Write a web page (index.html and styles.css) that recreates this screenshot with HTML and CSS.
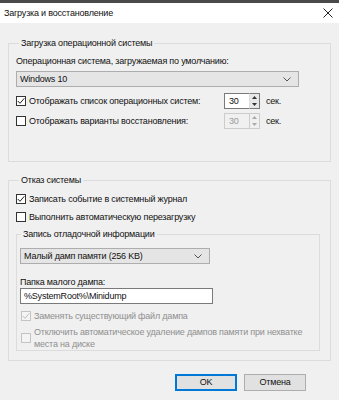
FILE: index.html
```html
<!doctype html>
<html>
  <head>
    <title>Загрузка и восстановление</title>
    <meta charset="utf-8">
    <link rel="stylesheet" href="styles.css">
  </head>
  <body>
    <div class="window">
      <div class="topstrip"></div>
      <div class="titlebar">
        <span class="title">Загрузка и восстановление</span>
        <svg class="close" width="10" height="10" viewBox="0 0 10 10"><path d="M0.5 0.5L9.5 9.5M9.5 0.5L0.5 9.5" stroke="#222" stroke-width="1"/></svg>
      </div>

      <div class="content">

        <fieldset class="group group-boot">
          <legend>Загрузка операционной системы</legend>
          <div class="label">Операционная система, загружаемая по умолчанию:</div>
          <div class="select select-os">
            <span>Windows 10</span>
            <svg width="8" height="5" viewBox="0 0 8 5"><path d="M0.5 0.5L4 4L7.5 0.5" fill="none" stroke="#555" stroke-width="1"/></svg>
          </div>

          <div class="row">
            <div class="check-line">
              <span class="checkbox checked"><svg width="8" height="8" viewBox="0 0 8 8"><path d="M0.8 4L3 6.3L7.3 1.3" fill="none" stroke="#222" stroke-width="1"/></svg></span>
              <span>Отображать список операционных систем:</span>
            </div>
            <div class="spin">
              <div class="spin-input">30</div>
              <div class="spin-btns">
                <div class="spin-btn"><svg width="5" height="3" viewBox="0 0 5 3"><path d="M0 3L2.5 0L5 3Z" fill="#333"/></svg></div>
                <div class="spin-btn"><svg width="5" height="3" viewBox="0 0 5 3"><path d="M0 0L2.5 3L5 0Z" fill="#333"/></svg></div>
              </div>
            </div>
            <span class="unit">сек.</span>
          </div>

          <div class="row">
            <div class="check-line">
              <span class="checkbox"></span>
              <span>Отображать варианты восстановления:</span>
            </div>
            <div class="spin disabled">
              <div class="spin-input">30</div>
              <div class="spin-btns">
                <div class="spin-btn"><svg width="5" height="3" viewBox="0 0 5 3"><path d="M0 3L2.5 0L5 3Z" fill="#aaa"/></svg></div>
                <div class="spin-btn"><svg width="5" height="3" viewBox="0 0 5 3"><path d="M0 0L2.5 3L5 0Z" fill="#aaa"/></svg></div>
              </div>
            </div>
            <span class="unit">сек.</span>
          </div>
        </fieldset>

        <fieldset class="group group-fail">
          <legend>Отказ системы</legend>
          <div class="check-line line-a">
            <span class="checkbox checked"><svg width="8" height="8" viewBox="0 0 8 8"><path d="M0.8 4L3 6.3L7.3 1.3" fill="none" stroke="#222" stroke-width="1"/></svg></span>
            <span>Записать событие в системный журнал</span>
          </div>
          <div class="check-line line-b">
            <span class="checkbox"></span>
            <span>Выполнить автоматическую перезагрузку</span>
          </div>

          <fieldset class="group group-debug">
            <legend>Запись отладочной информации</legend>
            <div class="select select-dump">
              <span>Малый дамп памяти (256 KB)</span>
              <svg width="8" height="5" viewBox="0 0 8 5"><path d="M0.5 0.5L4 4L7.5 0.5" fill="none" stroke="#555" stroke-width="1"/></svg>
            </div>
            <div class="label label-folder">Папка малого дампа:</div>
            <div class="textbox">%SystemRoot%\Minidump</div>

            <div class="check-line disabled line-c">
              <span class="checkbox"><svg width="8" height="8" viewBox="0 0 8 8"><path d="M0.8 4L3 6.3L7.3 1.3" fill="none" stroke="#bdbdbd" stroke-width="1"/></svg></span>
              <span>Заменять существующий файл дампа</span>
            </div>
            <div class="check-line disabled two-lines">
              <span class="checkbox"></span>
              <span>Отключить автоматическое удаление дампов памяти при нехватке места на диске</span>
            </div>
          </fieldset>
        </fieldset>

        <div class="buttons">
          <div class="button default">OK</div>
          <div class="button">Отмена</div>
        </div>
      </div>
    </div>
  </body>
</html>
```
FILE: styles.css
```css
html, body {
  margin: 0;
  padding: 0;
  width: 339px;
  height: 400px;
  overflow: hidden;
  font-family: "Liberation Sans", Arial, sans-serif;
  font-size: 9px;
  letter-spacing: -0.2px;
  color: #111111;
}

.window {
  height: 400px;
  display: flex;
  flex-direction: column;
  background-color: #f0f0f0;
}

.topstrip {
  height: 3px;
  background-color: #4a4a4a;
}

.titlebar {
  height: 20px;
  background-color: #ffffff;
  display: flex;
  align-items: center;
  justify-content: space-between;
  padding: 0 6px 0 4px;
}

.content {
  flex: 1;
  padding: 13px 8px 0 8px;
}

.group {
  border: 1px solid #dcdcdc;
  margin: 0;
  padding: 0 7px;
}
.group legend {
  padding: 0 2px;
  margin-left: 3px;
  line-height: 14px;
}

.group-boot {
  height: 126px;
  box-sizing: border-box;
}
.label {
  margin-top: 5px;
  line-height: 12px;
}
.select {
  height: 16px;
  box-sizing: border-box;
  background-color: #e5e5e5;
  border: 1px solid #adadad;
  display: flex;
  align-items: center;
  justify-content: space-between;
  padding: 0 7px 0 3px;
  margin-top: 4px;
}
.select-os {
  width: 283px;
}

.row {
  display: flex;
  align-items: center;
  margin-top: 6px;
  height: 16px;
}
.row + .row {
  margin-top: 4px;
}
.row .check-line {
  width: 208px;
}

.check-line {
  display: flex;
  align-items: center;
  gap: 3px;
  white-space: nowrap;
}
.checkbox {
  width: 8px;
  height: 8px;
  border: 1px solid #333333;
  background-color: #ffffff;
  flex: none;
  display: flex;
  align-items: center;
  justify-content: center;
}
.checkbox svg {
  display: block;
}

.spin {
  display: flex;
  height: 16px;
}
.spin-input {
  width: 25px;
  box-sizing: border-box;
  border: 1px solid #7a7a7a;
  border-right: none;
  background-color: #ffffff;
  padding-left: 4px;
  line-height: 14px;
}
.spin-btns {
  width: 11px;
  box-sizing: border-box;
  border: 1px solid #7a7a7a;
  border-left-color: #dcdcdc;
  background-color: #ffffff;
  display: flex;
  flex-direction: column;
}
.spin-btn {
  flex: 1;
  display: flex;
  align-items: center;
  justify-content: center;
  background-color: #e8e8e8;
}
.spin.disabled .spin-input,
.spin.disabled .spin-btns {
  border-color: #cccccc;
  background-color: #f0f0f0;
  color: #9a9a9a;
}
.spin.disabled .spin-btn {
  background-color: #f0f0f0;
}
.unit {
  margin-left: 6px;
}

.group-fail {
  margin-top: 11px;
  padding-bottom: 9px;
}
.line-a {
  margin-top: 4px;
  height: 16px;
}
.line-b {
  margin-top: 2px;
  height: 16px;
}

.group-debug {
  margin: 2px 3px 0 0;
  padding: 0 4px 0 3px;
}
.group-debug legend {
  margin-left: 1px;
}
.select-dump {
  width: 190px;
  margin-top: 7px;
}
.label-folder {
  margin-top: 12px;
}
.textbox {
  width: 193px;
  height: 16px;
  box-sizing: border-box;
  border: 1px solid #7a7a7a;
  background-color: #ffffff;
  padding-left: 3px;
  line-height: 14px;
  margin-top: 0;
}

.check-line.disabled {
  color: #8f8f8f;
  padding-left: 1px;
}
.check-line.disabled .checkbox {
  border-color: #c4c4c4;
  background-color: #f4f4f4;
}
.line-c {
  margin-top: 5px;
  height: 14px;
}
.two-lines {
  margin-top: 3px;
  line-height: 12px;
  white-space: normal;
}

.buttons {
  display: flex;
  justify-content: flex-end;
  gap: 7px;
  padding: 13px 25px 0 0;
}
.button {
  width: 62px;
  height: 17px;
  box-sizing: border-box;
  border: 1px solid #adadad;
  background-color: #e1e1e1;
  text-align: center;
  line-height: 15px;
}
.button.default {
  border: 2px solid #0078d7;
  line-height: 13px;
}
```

Task objective: Give solely the number of lines in the data that contain the string "styles".

Result of the exercise: 3